The SpaceX IPO crystallized several converging trends in the crypto industry. First, perpetual futures proved to be a legitimate and effective price-discovery mechanism for major equity events, with liquidity deep enough to rival traditional markets and accuracy sufficient to predict opening prices within a few percentage points. Second, the episode demonstrated that onchain perpetual futures platforms like Hyperliquid can function as genuine alternatives to centralized exchange derivatives — a development that drew investor attention and a peak open interest figure north of $3 billion .

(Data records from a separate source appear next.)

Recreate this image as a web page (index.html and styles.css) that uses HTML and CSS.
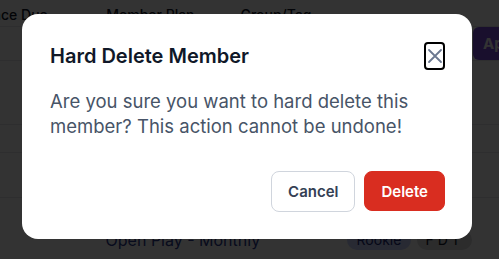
FILE: index.html
```html
<html lang="en">
<head>
<meta charset="UTF-8" />
<meta name="viewport" content="width=device-width, initial-scale=1" />
<title>Members</title>
<link rel="stylesheet" href="styles.css">
</head>
<body>
  <main class="page">
    <div class="table">
      <div class="row head">
        <div class="cell c1">Balance Due</div>
        <div class="cell c2">Member Plan</div>
        <div class="cell c3">Group/Tag</div>
      </div>
      <div class="row r1">
        <div class="cell c1"></div>
        <div class="cell c2"></div>
        <div class="cell c3"></div>
        <button class="apply">Apply</button>
      </div>
      <div class="row r2"></div>
      <div class="row r3"></div>
      <div class="row r4"></div>
      <div class="row r5">
        <div class="cell c1"></div>
        <div class="cell c2 plan">Open Play - Monthly</div>
        <div class="cell c3 tags">
          <span class="badge rookie">Rookie</span>
          <span class="badge grey">FDT</span>
        </div>
      </div>
    </div>
  </main>

  <div class="overlay">
    <div class="modal" role="dialog">
      <div class="modal-head">
        <h2 class="modal-title">Hard Delete Member</h2>
        <button class="close" aria-label="Close">
          <svg width="16" height="16" viewBox="0 0 16 16"><path d="M2 2 L14 14 M14 2 L2 14" stroke="#6b7890" stroke-width="1.8" stroke-linecap="round" fill="none"/></svg>
        </button>
      </div>
      <p class="modal-text">Are you sure you want to hard delete this member? This action cannot be undone!</p>
      <div class="modal-foot">
        <button class="btn cancel">Cancel</button>
        <button class="btn danger">Delete</button>
      </div>
    </div>
  </div>
</body>
</html>
```

FILE: styles.css
```css
*{box-sizing:border-box}
html,body{height:100%}
body{
  margin:0;
  font-family: Inter, "Noto Sans", Arial, sans-serif;
  background:#fff;
  color:#101828;
  overflow:hidden;
}

/* table behind the dialog */
.page{ margin-left:-36px; }
.row{
  display:flex;
  align-items:center;
  border-bottom:1px solid #e4e7ec;
  position:relative;
}
.row.head{ height:27px; align-items:flex-end; padding-bottom:3px; font-size:14px; font-weight:500; color:#101828; }
.row.r1{ height:34px; }
.row.r2{ height:64px; }
.row.r3{ height:28px; }
.row.r4{ height:45px; }
.row.r5{ height:61px; border-bottom:none; align-items:flex-start; padding-top:32px; }
.cell{ font-size:14px; white-space:nowrap; }
.c1{ width:143px; }
.c2{ width:135px; }
.c3{ width:260px; }
.plan{ color:#2b3a8f; font-size:16px; }
.tags{ display:flex; gap:6px; padding-left:106px; }
.badge{
  display:inline-block;
  padding:1px 10px;
  border-radius:999px;
  font-size:14px;
  line-height:18px;
}
.rookie{ background:#c7d2fe; color:#1e2a78; }
.grey{ background:#d9dadc; color:#101828; letter-spacing:4px; padding:1px 8px; }
.apply{
  position:absolute; left:509px; top:0;
  height:33px; width:80px;
  border:none; border-radius:6px 0 0 6px;
  background:#7c4ddf; color:#fff;
  font:700 15px Inter, sans-serif;
  text-align:left; padding-left:10px;
}

/* dialog */
.overlay{
  position:fixed; inset:0;
  background:rgba(0,0,0,.8);
  display:flex;
  align-items:flex-start;
  padding:14px 0 0 22px;
}
.modal{
  width:450px;
  height:225px;
  background:#fff;
  border-radius:16px;
  padding:28px 27px 27px 28px;
  display:flex;
  flex-direction:column;
}
.modal-head{
  display:flex;
  align-items:center;
  justify-content:space-between;
}
.modal-title{
  margin:0;
  font-size:20px;
  line-height:28px;
  font-weight:600;
  color:#101828;
}
.close{
  width:21px; height:28px;
  padding:0;
  border:2px solid #000;
  border-radius:4px;
  background:#fff;
  display:grid; place-items:center;
}
.modal-text{
  margin:19px 0 0;
  font-size:18.5px;
  line-height:24.5px;
  color:#475467;
}
.modal-foot{
  margin-top:auto;
  display:flex;
  justify-content:flex-end;
  gap:9px;
}
.btn{
  height:41px;
  padding:0 16px;
  border-radius:8px;
  font:600 15px Inter, sans-serif;
  cursor:pointer;
}
.cancel{ background:#fff; color:#344054; border:1px solid #d0d5dd; }
.danger{ background:#d92d20; color:#fff; border:1px solid #d92d20; height:40px; }
```
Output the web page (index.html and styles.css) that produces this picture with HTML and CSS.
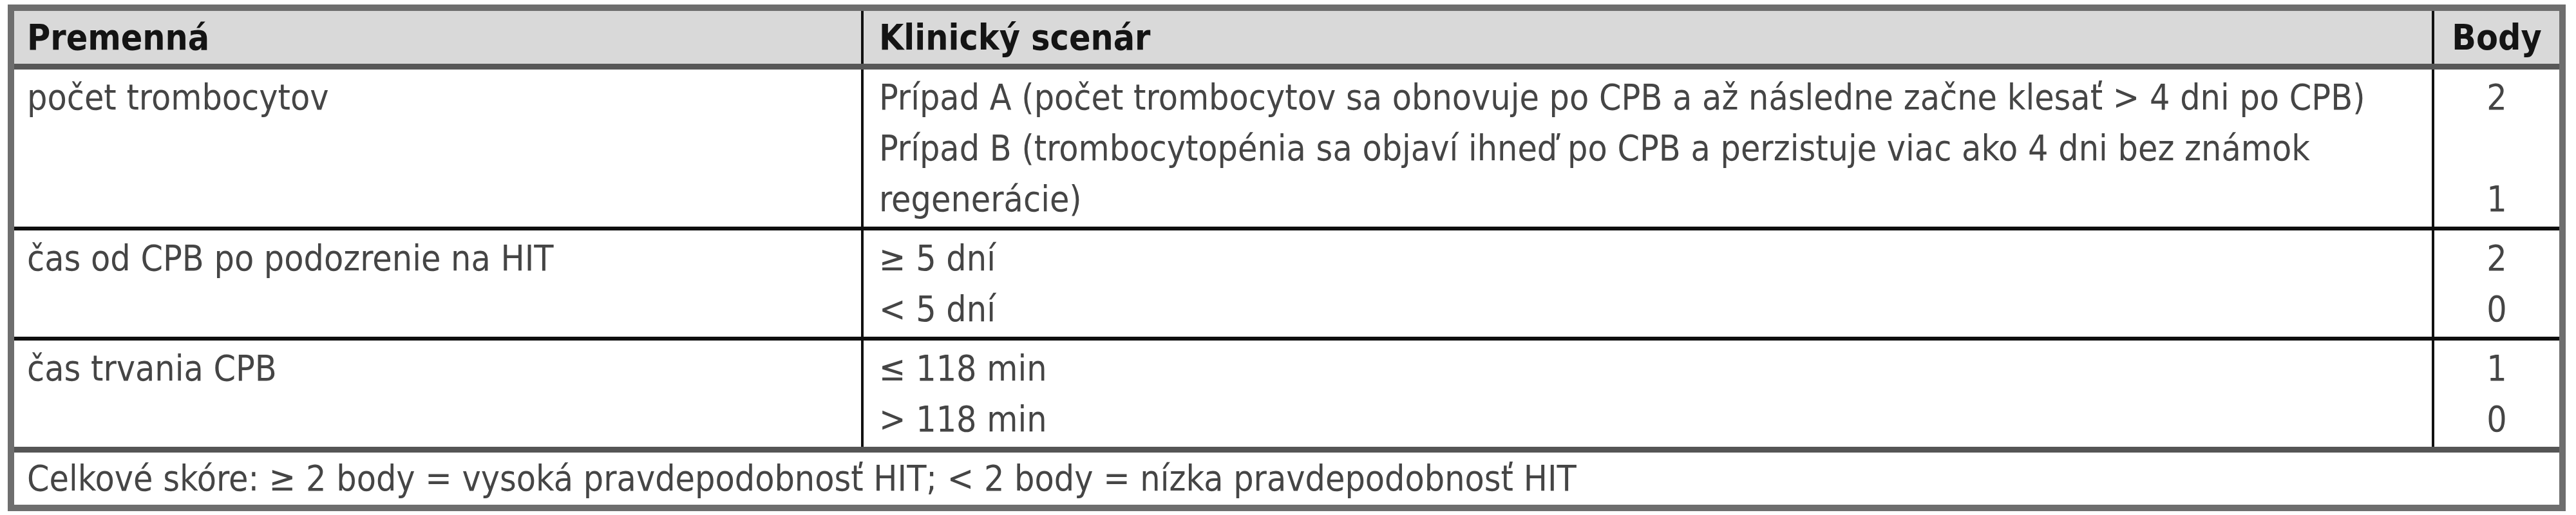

But the tokenized equity story told a more cautionary tale. Despite years of industry rhetoric about democratizing access to private markets and pre-IPO shares, the actual distribution infrastructure failed the largest test it has ever faced. The mismatch between overwhelming retail demand and limited real-world share supply created a situation where the most hyped aspect of the crypto-IPO convergence — direct tokenized ownership — produced the weakest results for end users. Binance, Bybit, and Bitget were left issuing refunds, while the platforms that had focused on derivatives and price exposure rather than tokenized share claims saw record volumes.
The SpaceX IPO didn’t settle the debate over tokenized equities. It sharpened it. On one side, a $9 billion perpetual futures market demonstrated that crypto infrastructure can absorb and price the largest equity event in history with real-time accuracy. On the other, the tokenized IPO access products that were supposed to be the flagship application of that infrastructure failed retail buyers at the moment of maximum demand. For the industry, the challenge now is whether it can close the gap between derivative pricing and actual distribution — because for the largest IPO in history, it couldn’t.